In essence, using these tools entails a new kind of infrastructure that grows and evolves as a kind of internal media ecosystem. Companies seeking to expand in a way that necessitates adding this kind of ecosystem have three options: hire a league of unknown new workers, outsource to unknown freelancers or explore M&A options. When one business has the platform but no content and another business have the talent and workflows, a merger simply makes business sense.

While the above example is simplistic, at the end of the day, the media merger trend is driven by necessity. Broadcasters and other media companies need to scale operations, stay competitive and turn a profit. This is especially true for businesses striving for a toe-hold in streaming, where competition is merciless. In an industry that’s seemingly in constant flux, it’s not an easy directive.

The name of the game is innovation

When interests and directions align, a merger or acquisition can provide a business with the efficiency and talent they need to explore and capitalize within new domains. As media continues evolving, it’s a near certainty that many more M&Es will follow. Whether they’re caused by the industry adoption of some new technology, the adoption of a new business model or the result of economics is anyone’s guess. But it’s important to remember that every merger leaves an opening for a new media upstart with a vision and a mindset of innovation to walk through.

“Consolidation comes in waves and is a fact of life in the media industry. With each consolidation, the tech stack needs to be normalized across the enterprise. Customers are seeing the importance of vendor deployment models that are business enablers instead of impediments and give them the freedom to engage in M&A activity without recapitalizing their infrastructure.
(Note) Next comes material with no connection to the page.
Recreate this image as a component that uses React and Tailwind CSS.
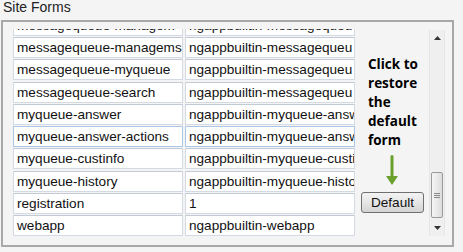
import React from 'react';

const rows = [
  { name: 'messagequeue-managem', value: 'ngappbuiltin-messagequeu' },
  { name: 'messagequeue-managems', value: 'ngappbuiltin-messagequeu' },
  { name: 'messagequeue-myqueue', value: 'ngappbuiltin-messagequeu' },
  { name: 'messagequeue-search', value: 'ngappbuiltin-messagequeu' },
  { name: 'myqueue-answer', value: 'ngappbuiltin-myqueue-answ' },
  { name: 'myqueue-answer-actions', value: 'ngappbuiltin-myqueue-answ', focus: true },
  { name: 'myqueue-custinfo', value: 'ngappbuiltin-myqueue-custi' },
  { name: 'myqueue-history', value: 'ngappbuiltin-myqueue-histo' },
  { name: 'registration', value: '1' },
  { name: 'webapp', value: 'ngappbuiltin-webapp' },
];

function Field({ text, focus }) {
  return (
    <div
      className={
        'w-[170px] h-[21px] bg-white border overflow-hidden whitespace-nowrap pl-[3px] leading-[19px] text-[13.6px] text-[#111] ' +
        (focus ? 'border-[#a9c6e6]' : 'border-[#d3dae3] border-t-[#c2cad5]')
      }
    >
      {text}
    </div>
  );
}

function Scrollbar() {
  return (
    <div className="w-[16px] h-full bg-[#efefef] border-x border-[#e6e6e6] flex flex-col items-center">
      <div className="h-[16px] w-full flex items-center justify-center">
        <svg width="7" height="4" viewBox="0 0 7 4"><path d="M0 4 L3.5 0 L7 4 Z" fill="#333" /></svg>
      </div>
      <div className="flex-1 w-full flex flex-col">
        <div className="h-[126px]" />
        <div className="h-[46px] mx-px rounded-[2px] border border-[#9a9a9a] bg-gradient-to-r from-[#f6f6f6] to-[#dcdcdc] flex flex-col items-center justify-center gap-[1px]">
          <div className="w-[6px] h-px bg-[#8a8a8a]" />
          <div className="w-[6px] h-px bg-[#8a8a8a]" />
          <div className="w-[6px] h-px bg-[#8a8a8a]" />
        </div>
      </div>
      <div className="h-[16px] w-full flex items-center justify-center">
        <svg width="7" height="4" viewBox="0 0 7 4"><path d="M0 0 L3.5 4 L7 0 Z" fill="#333" /></svg>
      </div>
    </div>
  );
}

export default function App() {
  return (
    <div className="w-[463px] h-[252px] bg-[#f4f4f4] font-[family-name:'Liberation_Sans',Arial,sans-serif] overflow-hidden">
      <div className="h-[20px] pl-[3px] text-[14px] leading-[15px] text-[#222]">Site Forms</div>
      <div className="ml-px w-[453px] h-[227px] border-2 border-[#a8a8a8] pt-[7px]">
        <div className="flex h-[207px]">
          <div className="w-[354px] pl-[10px] overflow-hidden">
            <div className="mt-[-14.25px] flex flex-col gap-[1.25px]">
              {rows.map((r) => (
                <div key={r.name} className="flex gap-[2px]">
                  <Field text={r.name} focus={r.focus} />
                  <Field text={r.value} focus={r.focus} />
                </div>
              ))}
            </div>
          </div>
          <div className="w-[72px] relative">
            <div className="pl-[11px] pt-[26px] font-[family-name:'Open_Sans',sans-serif] font-bold text-[13.5px] leading-[19px] text-black">
              Click to<br />restore<br />the<br />default<br />form
            </div>
            <svg className="absolute left-[29px] top-[126px]" width="12" height="31" viewBox="0 0 12 31">
              <rect x="4.5" y="0" width="3" height="23" rx="1.5" fill="#6aa12c" />
              <path d="M0 21 L12 21 L6 30 Z" fill="#6aa12c" />
            </svg>
            <button className="absolute left-[4px] top-[163px] w-[63px] h-[21px] rounded-[3px] border border-[#707070] bg-gradient-to-b from-[#f3f3f3] via-[#e6e6e6] to-[#d3d3d3] text-[13.6px] leading-[19px] text-[#111]">
              Default
            </button>
          </div>
          <div className="pt-px">
            <Scrollbar />
          </div>
        </div>
      </div>
    </div>
  );
}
At the same time, every consolidation opens the door to new entrants that drive industry innovation,” said Peter Wharton, chief strategy officer, TAG Video Systems.

Any broadcaster or media company that’s seeking a competitive edge needs to adopt this same mindset. Like it or not, becoming a digital-first business is necessary to doing so. And the first step to doing that is leveraging cloud infrastructure and technology. By leaning into the cloud, media businesses can streamline production workflows and improve scalability while reducing costs and improving production efficiency. In other words, they become more nimble and effective at navigating an industry that’s constantly evolving. And these qualities are fast becoming essential for navigating the changing media landscape — one that’s probably better described as a shifting media sea.